2.23 The Patriarchal Family
The heritage of family strife experienced by Jacob as a child, and by Leah and Rachel, passed, along with the covenant blessing, into their menage-a-trois marriage. Jacob, with the cluelessness inherent in the men of his family, inccreased rather than resolved the problem:
Jacob lay with Rachel also, and he loved Rachel more than Leah. And he worked for Laban another seven years. When the Lord saw that Leah was not loved, he opened her womb, but Rachel was barren (Gen 29:30-31).
The relationship of Leah and Rachel mirrored that of Esau and Jacob. The sisters were at loggerheads, striving for primacy over one another. Their children became counters in an unending competition for status.
When Rachel saw that she was not bearing Jacob any children, she became jealous of her sister. So she said to Jacob, "Give me children, or I'll die!" (Gen 30:1).
Then Leah said, "God has presented me with a precious gift. This time my husband will treat me with honor, because I have borne him six sons" (Gen 30:20).
In order to boost production of heirs, each sister offered her maid as her surrogate to increase the headcount of children and so augment the relative power of the sponsoring wife. Rachel's maid Bilhah bore Dan and Naphtali, Leah's maid Zilpah bore Gad and Asher. Jacob's role was the studmuffin, a purely passive pawn in the wives' struggle for possession of the Promise. This internecine struggle went on for years, and it must have colored the atmosphere of the entire household. The boys grew up with an incredible sense of factionalism. It was not enough to be identified as a son of Jacob, one was also aligned as either a son of Rachel or of Leah, and (an even further delineation), as either a full-blooded son, or just a son of the surrogate.

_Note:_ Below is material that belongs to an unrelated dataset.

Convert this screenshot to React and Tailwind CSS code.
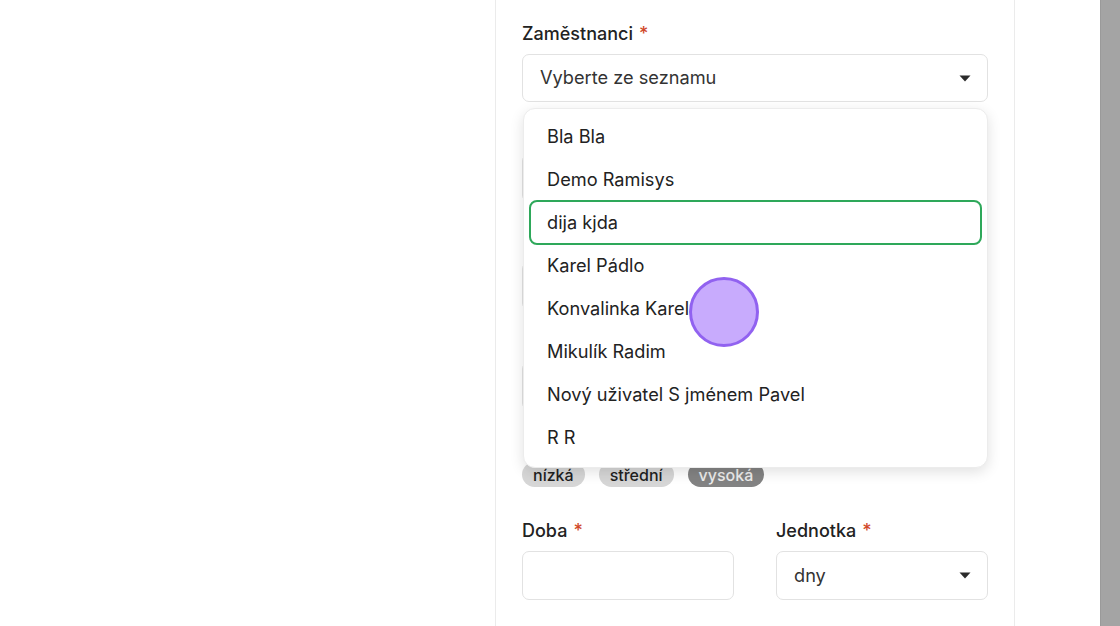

"Jacob's sons, who are to become the fathers of the chosen people, are conceived in passionate rivalry and bitterness, born of preferred and despised wives and concubines, in startling fulfillment of God's promise to make of Abraham a great nation" (Interpreters, p.22).
This situation was a duplicate of Abraham's original household, but with the tensions magnified. And they later bore fruit in the favoritism shown Joseph, and his subsequent rejection, expulsion and enslavement. Can we not also see in these events the dynamics of racial hatred? In each case, a random mark of distinction overpowered and defeated a bond of common identity. In Jacob's family the mark of distinction was the son's mother, which outweighed the fact that all the sons had Jacob as their father. In racism, the mark of distinction may be skin-color, caste or country of origin, which outweighs common citizenship.